** Data excerpt **
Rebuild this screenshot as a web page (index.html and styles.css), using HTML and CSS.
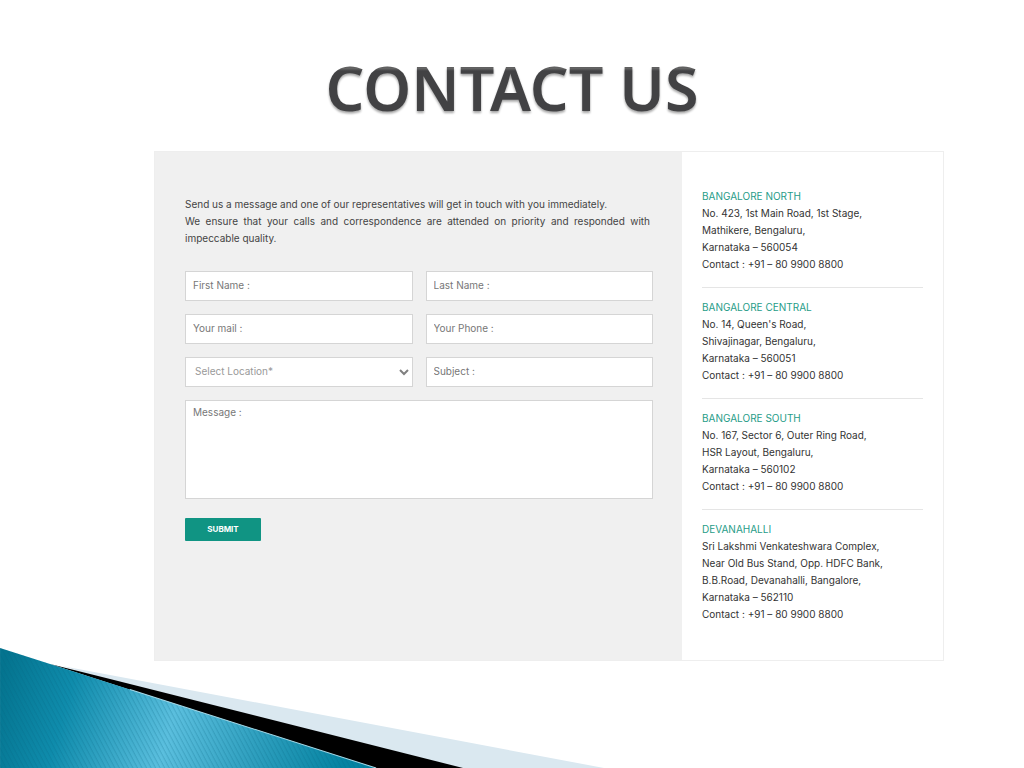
FILE: index.html
```html
<!DOCTYPE html>
<html lang="en">
<head>
<meta charset="utf-8">
<meta name="viewport" content="width=device-width, initial-scale=1">
<title>Contact Us</title>
<link rel="stylesheet" href="styles.css">
</head>
<body>
<div class="page">
  <svg class="wave" viewBox="0 0 604 120" aria-hidden="true">
    <defs>
      <linearGradient id="teal" gradientUnits="userSpaceOnUse" x1="0" y1="30" x2="340" y2="130">
        <stop offset="0" stop-color="#04748f"/>
        <stop offset="0.2" stop-color="#0f8cac"/>
        <stop offset="0.5" stop-color="#5bbfde"/>
        <stop offset="0.75" stop-color="#2e9fbe"/>
        <stop offset="1" stop-color="#0483a1"/>
      </linearGradient>
      <pattern id="stripes" width="4" height="4" patternUnits="userSpaceOnUse" patternTransform="rotate(-28)">
        <path d="M1 0V4" stroke="#04627c" stroke-opacity="0.24" stroke-width="1"/>
      </pattern>
    </defs>
    <path d="M62 18L110 27L604 120H400Z" fill="#dae8f0"/>
    <path d="M50 16L110 31L463 120H372Z" fill="#000"/>
    <path d="M0 0L50 16L376 120H0Z" fill="url(#teal)"/>
    <path d="M0 0L50 16L376 120H0Z" fill="url(#stripes)"/>
    <path d="M130 41.500L376 120" fill="none" stroke="#a5d9e8" stroke-width="1"/>
  </svg>

  <h1 class="title">CONTACT US</h1>

  <main class="card">
    <section class="message-panel">
      <div class="intro">
        <p>Send us a message and one of our representatives will get in touch with you immediately.</p>
        <p>We ensure that your calls and correspondence are attended on priority and responded with impeccable quality.</p>
      </div>
      <form class="form">
        <input class="field" type="text" placeholder="First Name :" aria-label="First Name">
        <input class="field" type="text" placeholder="Last Name :" aria-label="Last Name">
        <input class="field" type="email" placeholder="Your mail :" aria-label="Your mail">
        <input class="field" type="tel" placeholder="Your Phone :" aria-label="Your Phone">
        <div class="select-wrap">
          <select class="field select" aria-label="Select Location">
            <option>Select Location*</option>
            <option>Bangalore North</option>
            <option>Bangalore Central</option>
            <option>Bangalore South</option>
            <option>Devanahalli</option>
          </select>
          <svg class="chevron" viewBox="0 0 10 7" aria-hidden="true"><path d="M1 1L5 5L9 1" fill="none" stroke="#808080" stroke-width="2"/></svg>
        </div>
        <input class="field" type="text" placeholder="Subject :" aria-label="Subject">
        <textarea class="field message" placeholder="Message :" aria-label="Message"></textarea>
        <button class="submit" type="submit">SUBMIT</button>
      </form>
    </section>

    <aside class="offices">
      <address class="office">
        <h2 class="office-name">BANGALORE NORTH</h2>
        No. 423, 1st Main Road, 1st Stage,<br>
        Mathikere, Bengaluru,<br>
        Karnataka – 560054<br>
        Contact : +91 – 80 9900 8800
      </address>
      <address class="office">
        <h2 class="office-name">BANGALORE CENTRAL</h2>
        No. 14, Queen's Road,<br>
        Shivajinagar, Bengaluru,<br>
        Karnataka – 560051<br>
        Contact : +91 – 80 9900 8800
      </address>
      <address class="office">
        <h2 class="office-name">BANGALORE SOUTH</h2>
        No. 167, Sector 6, Outer Ring Road,<br>
        HSR Layout, Bengaluru,<br>
        Karnataka – 560102<br>
        Contact : +91 – 80 9900 8800
      </address>
      <address class="office">
        <h2 class="office-name">DEVANAHALLI</h2>
        Sri Lakshmi Venkateshwara Complex,<br>
        Near Old Bus Stand, Opp. HDFC Bank,<br>
        B.B.Road, Devanahalli, Bangalore,<br>
        Karnataka – 562110<br>
        Contact : +91 – 80 9900 8800
      </address>
    </aside>
  </main>
</div>
</body>
</html>
```
FILE: styles.css
```css
* {
  box-sizing: border-box;
}

body {
  margin: 0;
  background: #fff;
  font-family: Inter, Roboto, "Liberation Sans", sans-serif;
  font-size: 10px;
  line-height: 17px;
  color: #333;
}

.page {
  position: relative;
  min-height: 100vh;
  padding: 48px 80px 104px 154px;
}

.wave {
  position: absolute;
  left: 0;
  bottom: 0;
  width: 59%;
}

.title {
  margin: 0 0 23px -74px;
  font-family: "Noto Sans", "Open Sans", sans-serif;
  font-size: 61px;
  font-weight: 600;
  line-height: 80px;
  text-align: center;
  color: transparent;
  background: linear-gradient(#444 18px, #6a6a6a 20px, #424244 23px);
  background-clip: text;
  -webkit-background-clip: text;
  filter: drop-shadow(0 2px 1px rgba(0, 0, 0, 0.35));
}

.card {
  position: relative;
  display: grid;
  grid-template-columns: 527fr 261fr;
  border: 1px solid #eee;
  background: #fff;
}

.message-panel {
  padding: 44px 29px 44px 30px;
  background: #f0f0f0;
}

.intro {
  margin-bottom: 24px;
  padding-right: 3px;
  color: #444;
  text-align: justify;
}

.intro p {
  margin: 0;
}

.form {
  display: grid;
  grid-template-columns: 1fr 1fr;
  gap: 13px;
}

.field {
  width: 100%;
  height: 30px;
  margin: 0;
  padding: 0 7px 2px;
  border: 1px solid #d5d5d5;
  border-radius: 0;
  background: #fff;
  font: inherit;
  color: #777;
}

.field::placeholder {
  color: #777;
  opacity: 1;
}

.select-wrap {
  position: relative;
}

.select {
  display: block;
  padding: 0 9px 2px;
  appearance: none;
  color: #999;
}

.chevron {
  position: absolute;
  top: 12px;
  right: 4px;
  width: 10px;
  height: 7px;
  pointer-events: none;
}

.message {
  display: block;
  grid-column: 1 / -1;
  height: 99px;
  padding: 3px 7px;
  resize: none;
}

.submit {
  justify-self: start;
  width: 76px;
  height: 23px;
  margin-top: 6px;
  padding: 0;
  border: 0;
  border-radius: 1px;
  background: #109483;
  font: inherit;
  font-size: 8px;
  font-weight: 700;
  color: #fff;
}

.offices {
  padding: 36px 20px 37px;
}

.office {
  font-style: normal;
}

.office + .office {
  margin-top: 14px;
  padding-top: 11px;
  border-top: 1px solid #e5e5e5;
}

.office-name {
  margin: 0;
  font-size: inherit;
  font-weight: 400;
  color: #1f9c88;
}

@media (max-width: 760px) {
  .page {
    padding-left: 24px;
    padding-right: 24px;
  }

  .title {
    margin-left: 0;
  }

  .card {
    grid-template-columns: 1fr;
  }
}
```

** Problem **
Quote in full the listing given above; the images are to be left out.

** Exercise response **
Rebuild this screenshot as a web page (index.html and styles.css), using HTML and CSS.
FILE: index.html
```html
<!DOCTYPE html>
<html lang="en">
<head>
<meta charset="utf-8">
<meta name="viewport" content="width=device-width, initial-scale=1">
<title>Contact Us</title>
<link rel="stylesheet" href="styles.css">
</head>
<body>
<div class="page">
  <svg class="wave" viewBox="0 0 604 120" aria-hidden="true">
    <defs>
      <linearGradient id="teal" gradientUnits="userSpaceOnUse" x1="0" y1="30" x2="340" y2="130">
        <stop offset="0" stop-color="#04748f"/>
        <stop offset="0.2" stop-color="#0f8cac"/>
        <stop offset="0.5" stop-color="#5bbfde"/>
        <stop offset="0.75" stop-color="#2e9fbe"/>
        <stop offset="1" stop-color="#0483a1"/>
      </linearGradient>
      <pattern id="stripes" width="4" height="4" patternUnits="userSpaceOnUse" patternTransform="rotate(-28)">
        <path d="M1 0V4" stroke="#04627c" stroke-opacity="0.24" stroke-width="1"/>
      </pattern>
    </defs>
    <path d="M62 18L110 27L604 120H400Z" fill="#dae8f0"/>
    <path d="M50 16L110 31L463 120H372Z" fill="#000"/>
    <path d="M0 0L50 16L376 120H0Z" fill="url(#teal)"/>
    <path d="M0 0L50 16L376 120H0Z" fill="url(#stripes)"/>
    <path d="M130 41.500L376 120" fill="none" stroke="#a5d9e8" stroke-width="1"/>
  </svg>

  <h1 class="title">CONTACT US</h1>

  <main class="card">
    <section class="message-panel">
      <div class="intro">
        <p>Send us a message and one of our representatives will get in touch with you immediately.</p>
        <p>We ensure that your calls and correspondence are attended on priority and responded with impeccable quality.</p>
      </div>
      <form class="form">
        <input class="field" type="text" placeholder="First Name :" aria-label="First Name">
        <input class="field" type="text" placeholder="Last Name :" aria-label="Last Name">
        <input class="field" type="email" placeholder="Your mail :" aria-label="Your mail">
        <input class="field" type="tel" placeholder="Your Phone :" aria-label="Your Phone">
        <div class="select-wrap">
          <select class="field select" aria-label="Select Location">
            <option>Select Location*</option>
            <option>Bangalore North</option>
            <option>Bangalore Central</option>
            <option>Bangalore South</option>
            <option>Devanahalli</option>
          </select>
          <svg class="chevron" viewBox="0 0 10 7" aria-hidden="true"><path d="M1 1L5 5L9 1" fill="none" stroke="#808080" stroke-width="2"/></svg>
        </div>
        <input class="field" type="text" placeholder="Subject :" aria-label="Subject">
        <textarea class="field message" placeholder="Message :" aria-label="Message"></textarea>
        <button class="submit" type="submit">SUBMIT</button>
      </form>
    </section>

    <aside class="offices">
      <address class="office">
        <h2 class="office-name">BANGALORE NORTH</h2>
        No. 423, 1st Main Road, 1st Stage,<br>
        Mathikere, Bengaluru,<br>
        Karnataka – 560054<br>
        Contact : +91 – 80 9900 8800
      </address>
      <address class="office">
        <h2 class="office-name">BANGALORE CENTRAL</h2>
        No. 14, Queen's Road,<br>
        Shivajinagar, Bengaluru,<br>
        Karnataka – 560051<br>
        Contact : +91 – 80 9900 8800
      </address>
      <address class="office">
        <h2 class="office-name">BANGALORE SOUTH</h2>
        No. 167, Sector 6, Outer Ring Road,<br>
        HSR Layout, Bengaluru,<br>
        Karnataka – 560102<br>
        Contact : +91 – 80 9900 8800
      </address>
      <address class="office">
        <h2 class="office-name">DEVANAHALLI</h2>
        Sri Lakshmi Venkateshwara Complex,<br>
        Near Old Bus Stand, Opp. HDFC Bank,<br>
        B.B.Road, Devanahalli, Bangalore,<br>
        Karnataka – 562110<br>
        Contact : +91 – 80 9900 8800
      </address>
    </aside>
  </main>
</div>
</body>
</html>
```
FILE: styles.css
```css
* {
  box-sizing: border-box;
}

body {
  margin: 0;
  background: #fff;
  font-family: Inter, Roboto, "Liberation Sans", sans-serif;
  font-size: 10px;
  line-height: 17px;
  color: #333;
}

.page {
  position: relative;
  min-height: 100vh;
  padding: 48px 80px 104px 154px;
}

.wave {
  position: absolute;
  left: 0;
  bottom: 0;
  width: 59%;
}

.title {
  margin: 0 0 23px -74px;
  font-family: "Noto Sans", "Open Sans", sans-serif;
  font-size: 61px;
  font-weight: 600;
  line-height: 80px;
  text-align: center;
  color: transparent;
  background: linear-gradient(#444 18px, #6a6a6a 20px, #424244 23px);
  background-clip: text;
  -webkit-background-clip: text;
  filter: drop-shadow(0 2px 1px rgba(0, 0, 0, 0.35));
}

.card {
  position: relative;
  display: grid;
  grid-template-columns: 527fr 261fr;
  border: 1px solid #eee;
  background: #fff;
}

.message-panel {
  padding: 44px 29px 44px 30px;
  background: #f0f0f0;
}

.intro {
  margin-bottom: 24px;
  padding-right: 3px;
  color: #444;
  text-align: justify;
}

.intro p {
  margin: 0;
}

.form {
  display: grid;
  grid-template-columns: 1fr 1fr;
  gap: 13px;
}

.field {
  width: 100%;
  height: 30px;
  margin: 0;
  padding: 0 7px 2px;
  border: 1px solid #d5d5d5;
  border-radius: 0;
  background: #fff;
  font: inherit;
  color: #777;
}

.field::placeholder {
  color: #777;
  opacity: 1;
}

.select-wrap {
  position: relative;
}

.select {
  display: block;
  padding: 0 9px 2px;
  appearance: none;
  color: #999;
}

.chevron {
  position: absolute;
  top: 12px;
  right: 4px;
  width: 10px;
  height: 7px;
  pointer-events: none;
}

.message {
  display: block;
  grid-column: 1 / -1;
  height: 99px;
  padding: 3px 7px;
  resize: none;
}

.submit {
  justify-self: start;
  width: 76px;
  height: 23px;
  margin-top: 6px;
  padding: 0;
  border: 0;
  border-radius: 1px;
  background: #109483;
  font: inherit;
  font-size: 8px;
  font-weight: 700;
  color: #fff;
}

.offices {
  padding: 36px 20px 37px;
}

.office {
  font-style: normal;
}

.office + .office {
  margin-top: 14px;
  padding-top: 11px;
  border-top: 1px solid #e5e5e5;
}

.office-name {
  margin: 0;
  font-size: inherit;
  font-weight: 400;
  color: #1f9c88;
}

@media (max-width: 760px) {
  .page {
    padding-left: 24px;
    padding-right: 24px;
  }

  .title {
    margin-left: 0;
  }

  .card {
    grid-template-columns: 1fr;
  }
}
```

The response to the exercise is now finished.